• **Your goal**: Without the pictures, repeat the listing character for character.

• **Data segment**:

□ □ □

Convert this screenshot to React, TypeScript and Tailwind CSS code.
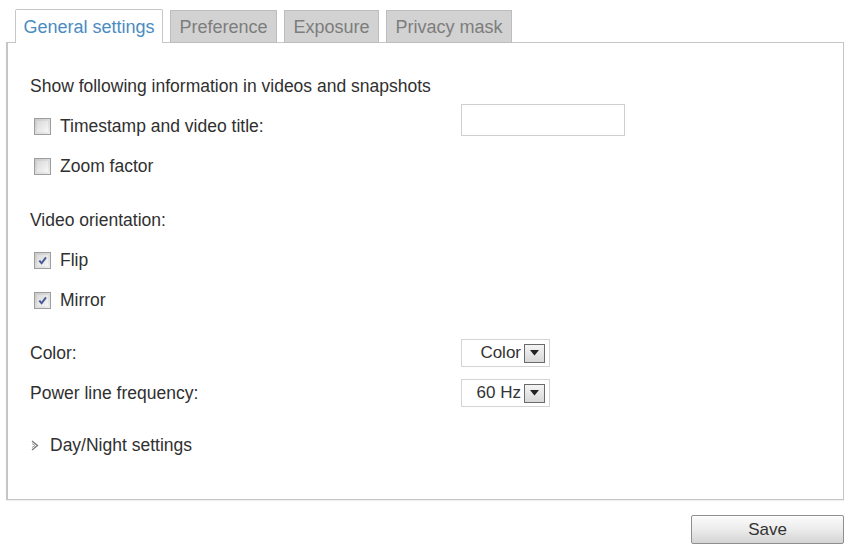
import React from "react";

const tabs = [
  { label: "General settings", w: "w-[148px]", active: true },
  { label: "Preference", w: "w-[107px]", active: false },
  { label: "Exposure", w: "w-[95px]", active: false },
  { label: "Privacy mask", w: "w-[126px]", active: false },
];

function CheckBox({ checked }: { checked?: boolean }) {
  return (
    <span className="flex h-[17px] w-[17px] shrink-0 items-center justify-center border border-[#9d9d9d] bg-gradient-to-br from-[#c9c9c9] to-[#efefef] p-[2px]">
      <span className="flex h-full w-full items-center justify-center bg-gradient-to-br from-[#dadada] to-[#f6f6f6]">
        {checked && (
          <svg width="11" height="11" viewBox="0 0 12 12">
            <path d="M2.5 6.2 L5 9 L9.8 2.5" fill="none" stroke="#4b5b98" strokeWidth="2.2" />
          </svg>
        )}
      </span>
    </span>
  );
}

function Select({ value }: { value: string }) {
  return (
    <div className="flex h-[28px] w-[89px] items-center justify-end gap-[3px] border border-[#d4d4d4] bg-white pr-[4px]">
      <span className="text-[17px] text-[#333]">{value}</span>
      <span className="flex h-[19px] w-[21px] items-center justify-center border border-[#6a6a6a] bg-gradient-to-b from-[#f4f4f4] to-[#d8d8d8]">
        <svg width="9" height="6" viewBox="0 0 9 6">
          <path d="M0 0 H9 L4.5 5.5 Z" fill="#222" />
        </svg>
      </span>
    </div>
  );
}

export default function App() {
  return (
    <div className="min-h-[545px] w-[846px] bg-white pl-[6px] pt-[9px] font-['Liberation_Sans',Arial,sans-serif] text-[#303030]">
      <div className="relative z-10 -mb-px ml-[9px] flex gap-[7px]">
        {tabs.map((t) => (
          <div
            key={t.label}
            className={
              t.active
                ? `${t.w} flex h-[34px] items-center justify-center rounded-t-[2px] border border-b-0 border-[#c6c6c6] bg-white pt-[2px] text-[18px] text-[#4a8cbf]`
                : `${t.w} mt-px flex h-[33px] items-center justify-center border border-[#bdbdbd] bg-[#d2d2d2] pt-px text-[18px] text-[#7d7d7d]`
            }
          >
            {t.label}
          </div>
        ))}
      </div>

      <div className="w-[838px] border border-l-2 border-[#c6c6c6] pb-[34px] pl-[22px] pt-[23px] shadow-[0_1px_1px_rgba(0,0,0,0.06)]">
        <div className="flex h-[40px] items-center text-[17.5px]">
          Show following information in videos and snapshots
        </div>

        <div className="grid grid-cols-[431px_1fr] text-[17.5px]">
          <div className="flex h-[40px] items-center gap-[9px] pl-[4px]">
            <CheckBox />
            <span>Timestamp and video title:</span>
          </div>
          <div className="flex h-[40px] items-start">
            <div className="-mt-[2px] h-[32px] w-[164px] border border-[#cfcfcf] bg-white" />
          </div>

          <div className="col-span-2 flex h-[40px] items-center gap-[9px] pl-[4px]">
            <CheckBox />
            <span>Zoom factor</span>
          </div>

          <div className="col-span-2 mt-[14px] flex h-[40px] items-center">Video orientation:</div>

          <div className="col-span-2 flex h-[40px] items-center gap-[9px] pl-[4px]">
            <CheckBox checked />
            <span>Flip</span>
          </div>
          <div className="col-span-2 flex h-[40px] items-center gap-[9px] pl-[4px]">
            <CheckBox checked />
            <span>Mirror</span>
          </div>

          <div className="mt-[13px] flex h-[40px] items-center">Color:</div>
          <div className="mt-[13px] flex h-[40px] items-center">
            <Select value="Color" />
          </div>

          <div className="flex h-[40px] items-center">Power line frequency:</div>
          <div className="flex h-[40px] items-center">
            <Select value="60 Hz" />
          </div>

          <div className="col-span-2 mt-[12px] flex h-[40px] items-center gap-[11px] pl-[1px]">
            <svg width="8" height="11" viewBox="0 0 8 11">
              <path d="M1 1 L6.5 5.5 L1 10" fill="none" stroke="#777" strokeWidth="1.3" />
              <path d="M1 3.5 L4 5.5 L1 7.5" fill="none" stroke="#999" strokeWidth="1" />
            </svg>
            <span>Day/Night settings</span>
          </div>
        </div>
      </div>

      <div className="flex w-[838px] justify-end pt-[15px]">
        <button
          type="button"
          className="h-[29px] w-[153px] rounded-[2px] border border-[#8f8f8f] bg-gradient-to-b from-[#fbfbfb] via-[#ececec] to-[#d4d4d4] text-[17px] text-[#333] shadow-[inset_0_1px_0_#fff]"
        >
          Save
        </button>
      </div>
    </div>
  );
}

□ □ □

• **Response to this task**:
Convert this screenshot to React, TypeScript and Tailwind CSS code.
import React from "react";

const tabs = [
  { label: "General settings", w: "w-[148px]", active: true },
  { label: "Preference", w: "w-[107px]", active: false },
  { label: "Exposure", w: "w-[95px]", active: false },
  { label: "Privacy mask", w: "w-[126px]", active: false },
];

function CheckBox({ checked }: { checked?: boolean }) {
  return (
    <span className="flex h-[17px] w-[17px] shrink-0 items-center justify-center border border-[#9d9d9d] bg-gradient-to-br from-[#c9c9c9] to-[#efefef] p-[2px]">
      <span className="flex h-full w-full items-center justify-center bg-gradient-to-br from-[#dadada] to-[#f6f6f6]">
        {checked && (
          <svg width="11" height="11" viewBox="0 0 12 12">
            <path d="M2.5 6.2 L5 9 L9.8 2.5" fill="none" stroke="#4b5b98" strokeWidth="2.2" />
          </svg>
        )}
      </span>
    </span>
  );
}

function Select({ value }: { value: string }) {
  return (
    <div className="flex h-[28px] w-[89px] items-center justify-end gap-[3px] border border-[#d4d4d4] bg-white pr-[4px]">
      <span className="text-[17px] text-[#333]">{value}</span>
      <span className="flex h-[19px] w-[21px] items-center justify-center border border-[#6a6a6a] bg-gradient-to-b from-[#f4f4f4] to-[#d8d8d8]">
        <svg width="9" height="6" viewBox="0 0 9 6">
          <path d="M0 0 H9 L4.5 5.5 Z" fill="#222" />
        </svg>
      </span>
    </div>
  );
}

export default function App() {
  return (
    <div className="min-h-[545px] w-[846px] bg-white pl-[6px] pt-[9px] font-['Liberation_Sans',Arial,sans-serif] text-[#303030]">
      <div className="relative z-10 -mb-px ml-[9px] flex gap-[7px]">
        {tabs.map((t) => (
          <div
            key={t.label}
            className={
              t.active
                ? `${t.w} flex h-[34px] items-center justify-center rounded-t-[2px] border border-b-0 border-[#c6c6c6] bg-white pt-[2px] text-[18px] text-[#4a8cbf]`
                : `${t.w} mt-px flex h-[33px] items-center justify-center border border-[#bdbdbd] bg-[#d2d2d2] pt-px text-[18px] text-[#7d7d7d]`
            }
          >
            {t.label}
          </div>
        ))}
      </div>

      <div className="w-[838px] border border-l-2 border-[#c6c6c6] pb-[34px] pl-[22px] pt-[23px] shadow-[0_1px_1px_rgba(0,0,0,0.06)]">
        <div className="flex h-[40px] items-center text-[17.5px]">
          Show following information in videos and snapshots
        </div>

        <div className="grid grid-cols-[431px_1fr] text-[17.5px]">
          <div className="flex h-[40px] items-center gap-[9px] pl-[4px]">
            <CheckBox />
            <span>Timestamp and video title:</span>
          </div>
          <div className="flex h-[40px] items-start">
            <div className="-mt-[2px] h-[32px] w-[164px] border border-[#cfcfcf] bg-white" />
          </div>

          <div className="col-span-2 flex h-[40px] items-center gap-[9px] pl-[4px]">
            <CheckBox />
            <span>Zoom factor</span>
          </div>

          <div className="col-span-2 mt-[14px] flex h-[40px] items-center">Video orientation:</div>

          <div className="col-span-2 flex h-[40px] items-center gap-[9px] pl-[4px]">
            <CheckBox checked />
            <span>Flip</span>
          </div>
          <div className="col-span-2 flex h-[40px] items-center gap-[9px] pl-[4px]">
            <CheckBox checked />
            <span>Mirror</span>
          </div>

          <div className="mt-[13px] flex h-[40px] items-center">Color:</div>
          <div className="mt-[13px] flex h-[40px] items-center">
            <Select value="Color" />
          </div>

          <div className="flex h-[40px] items-center">Power line frequency:</div>
          <div className="flex h-[40px] items-center">
            <Select value="60 Hz" />
          </div>

          <div className="col-span-2 mt-[12px] flex h-[40px] items-center gap-[11px] pl-[1px]">
            <svg width="8" height="11" viewBox="0 0 8 11">
              <path d="M1 1 L6.5 5.5 L1 10" fill="none" stroke="#777" strokeWidth="1.3" />
              <path d="M1 3.5 L4 5.5 L1 7.5" fill="none" stroke="#999" strokeWidth="1" />
            </svg>
            <span>Day/Night settings</span>
          </div>
        </div>
      </div>

      <div className="flex w-[838px] justify-end pt-[15px]">
        <button
          type="button"
          className="h-[29px] w-[153px] rounded-[2px] border border-[#8f8f8f] bg-gradient-to-b from-[#fbfbfb] via-[#ececec] to-[#d4d4d4] text-[17px] text-[#333] shadow-[inset_0_1px_0_#fff]"
        >
          Save
        </button>
      </div>
    </div>
  );
}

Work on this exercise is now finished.